Maïmonide, on ne le sait pas souvent, a eu, lui-aussi des termes très durs, qu’on qualifierait aujourd’hui, pour le moins de choquants. Bokobza ne contourne pas l’obstacle et cite, in-extenso, le célèbre médecin philosophe qui affirme, dans son Guide des Égarés : « Tous les hommes qui n’ont aucune croyance religieuse, ni spéculative, ni traditionnelle, comme les derniers des Turcs à l’extrême nord, les Nègres à l’extrême sud, et ceux qui leur ressemblent dans nos climats, ceux-là sont à considérer comme des animaux irraisonnables. Je ne les place pas au rang d’hommes, car ils occupent parmi les êtres un rang inférieur à celui de l’homme et supérieur à celui du singe, puisqu’ils ont la figure et les linéaments de l’homme et un discernement au-dessus de celui du singe ». Il faut, dit notre auteur, se replacer dans le contexte et dans les connaissances de l’époque.
L’étranger, l’autre, c’est aussi le guer, le prosélyte, le résident étranger, dirait-on de nos jours.

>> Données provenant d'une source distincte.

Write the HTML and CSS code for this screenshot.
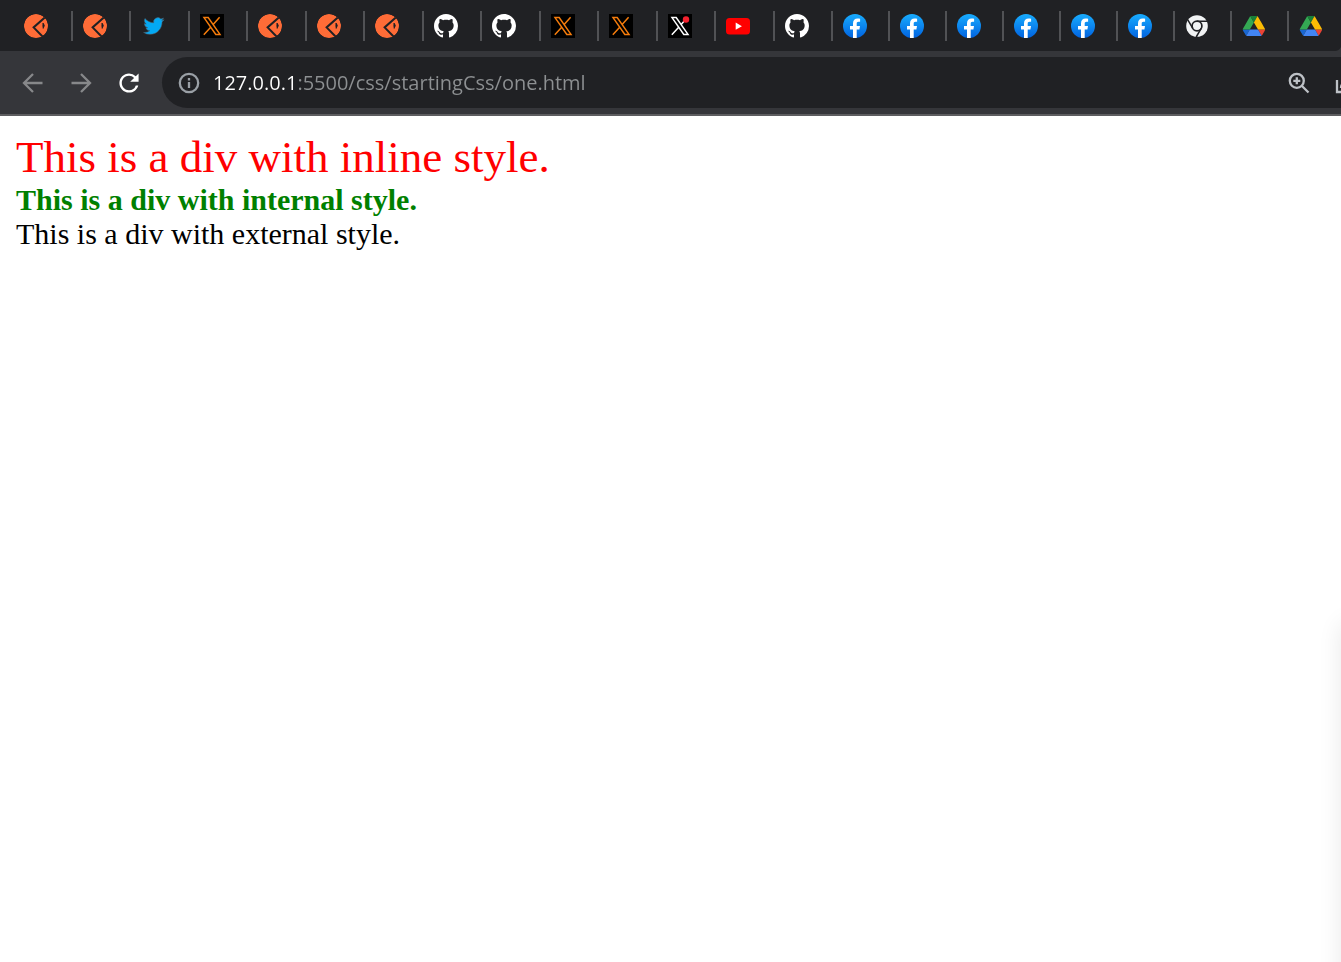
FILE: index.html
```
<!DOCTYPE html>
<html lang="en">
<head>
<meta charset="utf-8">
<title>one.html</title>
<link rel="stylesheet" href="styles.css">
</head>
<body>
<svg class="sprite" aria-hidden="true">
  <defs>
    <linearGradient id="fb-blue" x1="0" y1="0" x2="0" y2="1">
      <stop offset="0" stop-color="#18acfe"/><stop offset="1" stop-color="#0163e0"/>
    </linearGradient>
    <clipPath id="disc"><circle cx="12" cy="12" r="12"/></clipPath>
  </defs>
  <symbol id="disc-logo" viewBox="0 0 24 24">
    <g clip-path="url(#disc)">
      <circle cx="12" cy="12" r="12" fill="#ff6c37"/>
      <path d="M22.500 2 9.600 13.400 18.800 22.800" fill="none" stroke="#202124" stroke-width="2"/>
      <path d="M19 9q2.600 2.200.2 5.400-.6-2.200-.2-5.400z" fill="#202124" stroke="#202124" stroke-width=".8"/>
    </g>
  </symbol>
  <symbol id="bird" viewBox="-3 -2 28 28">
    <path fill="#03a9f4" stroke="#53616b" stroke-width=".6" d="M23.953 4.57a10 10 0 01-2.825.775 4.958 4.958 0 002.163-2.723c-.951.555-2.005.959-3.127 1.184a4.92 4.92 0 00-8.384 4.482C7.69 8.095 4.067 6.13 1.64 3.162a4.822 4.822 0 00-.666 2.475c0 1.71.87 3.213 2.188 4.096a4.904 4.904 0 01-2.228-.616v.06a4.923 4.923 0 003.946 4.827 4.996 4.996 0 01-2.212.085 4.936 4.936 0 004.604 3.417 9.867 9.867 0 01-6.102 2.105c-.39 0-.779-.023-1.17-.067a13.995 13.995 0 007.557 2.209c9.053 0 13.998-7.496 13.998-13.985 0-.21 0-.42-.015-.63A9.935 9.935 0 0024 4.59z"/>
  </symbol>
  <symbol id="x-mark" viewBox="0 0 24 24">
    <path fill="#000" d="M0 0h24v24H0z"/>
    <path d="M4 3.600h4.200L20 20.400h-4.200zM19.600 3.200l-6.700 7.500M10.700 13.200 3.800 20.800" fill="none" stroke="currentColor" stroke-width="1.500"/>
  </symbol>
  <symbol id="github" viewBox="0 0 16 16">
    <path fill="#fff" d="M8 0C3.58 0 0 3.58 0 8c0 3.54 2.29 6.53 5.47 7.59.4.07.55-.17.55-.38 0-.19-.01-.82-.01-1.49-2.01.37-2.53-.49-2.69-.94-.09-.23-.48-.94-.82-1.13-.28-.15-.68-.52-.01-.53.63-.01 1.08.58 1.23.82.72 1.21 1.87.87 2.33.66.07-.52.28-.87.51-1.07-1.78-.2-3.64-.89-3.64-3.95 0-.87.31-1.59.82-2.15-.08-.2-.36-1.02.08-2.12 0 0 .67-.21 2.2.82.64-.18 1.32-.27 2-.27.68 0 1.36.09 2 .27 1.53-1.04 2.2-.82 2.2-.82.44 1.1.16 1.92.08 2.12.51.56.82 1.27.82 2.15 0 3.07-1.87 3.75-3.65 3.95.29.25.54.73.54 1.48 0 1.07-.01 1.93-.01 2.2 0 .21.15.46.55.38A8.01 8.01 0 0 0 16 8c0-4.42-3.58-8-8-8z"/>
  </symbol>
  <symbol id="youtube" viewBox="0 0 24 24">
    <rect y="4" width="24" height="16.5" rx="3.5" fill="#f00"/>
    <path d="M9.700 8.600v7.200l6.200-3.600z" fill="#fff"/>
  </symbol>
  <symbol id="facebook" viewBox="0 0 24 24">
    <circle cx="12" cy="12" r="12" fill="url(#fb-blue)"/>
    <path fill="#fff" d="M10 24v-8.500H7V12h3V9.400C10 6.300 11.800 4.600 14.600 4.600c.9 0 1.800.1 2.500.2v3h-1.500c-1.500 0-1.900.8-1.900 1.700V12h3.300l-.6 3.500h-2.700V24z"/>
  </symbol>
  <symbol id="chrome" viewBox="0 0 24 24">
    <circle cx="12" cy="12" r="10.800" fill="#f1f3f4"/>
    <circle cx="12" cy="12" r="4.900" fill="none" stroke="#202124" stroke-width="1.700"/>
    <path d="M12 7.200h10M7.800 14.400 2.800 5.800M16.200 14.400l-5 8.600" stroke="#202124" stroke-width="1.500"/>
  </symbol>
  <symbol id="drive" viewBox="-3 -8 94 94">
    <path fill="#1967d2" d="m6.600 66.850 3.850 6.650c.8 1.400 1.950 2.500 3.300 3.300l13.750-23.800h-27.500c0 1.550.4 3.100 1.200 4.500z"/>
    <path fill="#34a853" d="m43.650 25-13.750-23.800c-1.350.8-2.500 1.900-3.300 3.300l-25.400 44a9.060 9.060 0 0 0-1.200 4.500h27.500z"/>
    <path fill="#ea4335" d="m73.550 76.800c1.350-.8 2.500-1.900 3.300-3.300l9.250-16c.8-1.400 1.200-2.950 1.200-4.500h-27.500z"/>
    <path fill="#188038" d="m43.650 25 13.750-23.800c-1.350-.8-2.900-1.200-4.500-1.200h-18.500c-1.600 0-3.150.45-4.500 1.200z"/>
    <path fill="#4285f4" d="m59.800 53h-32.300l-13.750 23.800c1.350.8 2.900 1.200 4.500 1.200h50.800c1.600 0 3.150-.45 4.500-1.200z"/>
    <path fill="#fbbc04" d="m73.400 26.500-12.700-22c-.8-1.400-1.950-2.500-3.300-3.300l-13.750 23.800 16.150 28h27.450c0-1.550-.4-3.100-1.200-4.500z"/>
  </symbol>
</svg>

<header class="browser">
  <nav class="tabs" aria-label="Open tabs">
    <button class="tab" aria-label="Tab 1"><svg class="favicon"><use href="#disc-logo"/></svg></button>
    <button class="tab" aria-label="Tab 2"><svg class="favicon"><use href="#disc-logo"/></svg></button>
    <button class="tab" aria-label="Twitter"><svg class="favicon"><use href="#bird"/></svg></button>
    <button class="tab" aria-label="X"><svg class="favicon orange"><use href="#x-mark"/></svg></button>
    <button class="tab" aria-label="Tab 5"><svg class="favicon"><use href="#disc-logo"/></svg></button>
    <button class="tab" aria-label="Tab 6"><svg class="favicon"><use href="#disc-logo"/></svg></button>
    <button class="tab" aria-label="Tab 7"><svg class="favicon"><use href="#disc-logo"/></svg></button>
    <button class="tab" aria-label="GitHub"><svg class="favicon"><use href="#github"/></svg></button>
    <button class="tab" aria-label="GitHub"><svg class="favicon"><use href="#github"/></svg></button>
    <button class="tab" aria-label="X"><svg class="favicon orange"><use href="#x-mark"/></svg></button>
    <button class="tab" aria-label="X"><svg class="favicon orange"><use href="#x-mark"/></svg></button>
    <button class="tab" aria-label="X, new notification"><svg class="favicon white" viewBox="0 0 24 24"><use href="#x-mark"/><circle cx="18" cy="5.500" r="3.200" fill="#f4212e"/></svg></button>
    <button class="tab" aria-label="YouTube"><svg class="favicon"><use href="#youtube"/></svg></button>
    <button class="tab" aria-label="GitHub"><svg class="favicon"><use href="#github"/></svg></button>
    <button class="tab narrow" aria-label="Facebook"><svg class="favicon"><use href="#facebook"/></svg></button>
    <button class="tab narrow" aria-label="Facebook"><svg class="favicon"><use href="#facebook"/></svg></button>
    <button class="tab narrow" aria-label="Facebook"><svg class="favicon"><use href="#facebook"/></svg></button>
    <button class="tab narrow" aria-label="Facebook"><svg class="favicon"><use href="#facebook"/></svg></button>
    <button class="tab narrow" aria-label="Facebook"><svg class="favicon"><use href="#facebook"/></svg></button>
    <button class="tab narrow" aria-label="Facebook"><svg class="favicon"><use href="#facebook"/></svg></button>
    <button class="tab narrow" aria-label="Chrome"><svg class="favicon"><use href="#chrome"/></svg></button>
    <button class="tab narrow" aria-label="Google Drive"><svg class="favicon"><use href="#drive"/></svg></button>
    <button class="tab narrow" aria-label="Google Drive"><svg class="favicon"><use href="#drive"/></svg></button>
    <svg class="tab-foot" viewBox="0 0 6 6" aria-hidden="true"><path d="M0 6Q4 6 6 2V6z" fill="#35363a"/></svg>
  </nav>
  <div class="toolbar">
    <button class="tool dim" aria-label="Back"><svg viewBox="0 0 24 24"><path d="M21.500 12H3M12 3l-9 9 9 9"/></svg></button>
    <button class="tool dim" aria-label="Forward"><svg viewBox="0 0 24 24"><path d="M2.500 12h18.500M12 3l9 9-9 9"/></svg></button>
    <button class="tool reload" aria-label="Reload"><svg viewBox="2 2 20 20"><path d="M17.650 6.350A7.958 7.958 0 0012 4c-4.420 0-7.990 3.580-7.990 8s3.570 8 7.990 8c3.730 0 6.840-2.550 7.730-6h-2.080A5.990 5.990 0 0112 18c-3.310 0-6-2.690-6-6s2.690-6 6-6c1.660 0 3.140.69 4.220 1.780L13 11h7V4l-2.350 2.350z"/></svg></button>
    <div class="omnibox">
      <button class="tool info" aria-label="Site information"><svg viewBox="0 0 24 24"><circle cx="12" cy="12" r="9.200"/><path d="M12 11V17M12 7V9.400"/></svg></button>
      <input class="address" type="text" aria-label="Address" value="127.0.0.1:5500/css/startingCss/one.html" spellcheck="false">
      <button class="tool zoom" aria-label="Zoom"><svg viewBox="0 0 24 24"><circle cx="9.800" cy="9.800" r="7"/><path d="M9.800 6.300v7M6.300 9.800h7M15 15l6.500 6.500"/></svg></button>
      <button class="tool share" aria-label="Share"><svg viewBox="0 0 24 24"><path d="M2 9v12h18V9M6 17q0-6 8-7"/></svg></button>
    </div>
  </div>
</header>

<main class="page">
  <div class="line large">This is a div with inline style.</div>
  <div class="line strong">This is a div with internal style.</div>
  <div class="line">This is a div with external style.</div>
</main>
</body>
</html>
```

FILE: styles.css
```
* { box-sizing: border-box; }

body {
  margin: 0;
  min-height: 100vh;
  display: flex;
  flex-direction: column;
  overflow: hidden;
  background: #fff;
}

button {
  border: 0;
  padding: 0;
  background: none;
}

svg { display: block; }

.sprite {
  position: absolute;
  width: 0;
  height: 0;
}

/* Tab strip */
.tabs {
  position: relative;
  display: flex;
  align-items: center;
  height: 51px;
  padding-left: 14px;
  overflow: hidden;
  background: #202124;
}

.tab {
  flex: none;
  display: flex;
  align-items: center;
  width: 59px;
  height: 30px;
  padding-left: 10px;
  border-right: 2px solid #515255;
}

.tab:nth-child(even) { width: 58px; }
.tab.narrow { width: 57px; }

.favicon {
  width: 24px;
  height: 24px;
}

.orange { color: #f57c0c; }
.white { color: #fff; }

.tab-foot {
  position: absolute;
  right: 0;
  bottom: 0;
  width: 6px;
  height: 6px;
}

/* Toolbar */
.toolbar {
  display: flex;
  align-items: center;
  height: 65px;
  padding-left: 21px;
  gap: 24px;
  overflow: hidden;
  background: #35363a;
  border-bottom: 2px solid #5d5d60;
}

.tool {
  flex: none;
  width: 24px;
  height: 24px;
}

.tool svg {
  width: 100%;
  height: 100%;
  fill: none;
  stroke: currentColor;
  stroke-width: 2.3;
}

.tool.dim { color: #87888a; }
.tool.reload { color: #fff; }
.tool.reload svg {
  fill: currentColor;
  stroke: none;
}

.omnibox {
  flex: 1;
  min-width: 0;
  display: flex;
  align-items: center;
  height: 51px;
  margin-left: -3px;
  padding-left: 15px;
  border-radius: 26px 0 0 26px;
  background: #202124;
}

.info { color: #9aa0a6; }

.address {
  flex: 1;
  min-width: 0;
  height: 36px;
  margin-left: 12px;
  padding: 0;
  border: 0;
  outline: 0;
  font: 20px "Open Sans", "Noto Sans", sans-serif;
  color: transparent;
  background: linear-gradient(to right, #fff 85px, #8d9092 85px);
  -webkit-background-clip: text;
  background-clip: text;
}

.zoom, .share { color: #bdc1c6; }
.share {
  margin-left: 24px;
  margin-right: -18px;
}

/* Document */
.page {
  position: relative;
  flex: 1;
  padding: 15px 16px;
  overflow: hidden;
  font: 30px "Liberation Serif", "Times New Roman", serif;
  color: #000;
}

.page::after {
  content: "";
  position: absolute;
  top: 60%;
  bottom: -40px;
  left: 100%;
  width: 40px;
  box-shadow: 0 0 24px rgba(0, 0, 0, 0.09);
}

.large {
  font-size: 45px;
  color: red;
}

.strong {
  font-weight: bold;
  color: green;
}
```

C’est aussi l’esclave. Le sort de l’un comme de l’autre sont examinés avec minutie.
Très symboliquement, le dernier chapitre s’intitule : « Judaïsme, démocratie et laïcité ».
Une centaine de pages d’annexes et de bibliographie complètent cet ouvrage particulièrement intéressant.



Jean-Pierre Allali



(*) Éditions L’œuvre spirituelle. Mai 2009. Préface de Haïm Korsia. 512 pages. 21 euros.
(1) De cet auteur, on pourra également découvrir Israël-Palestine. La paix à la lumière de la Torah. Éditions de L’œuvre. 2008. Voir notre recension du 12-06-2008.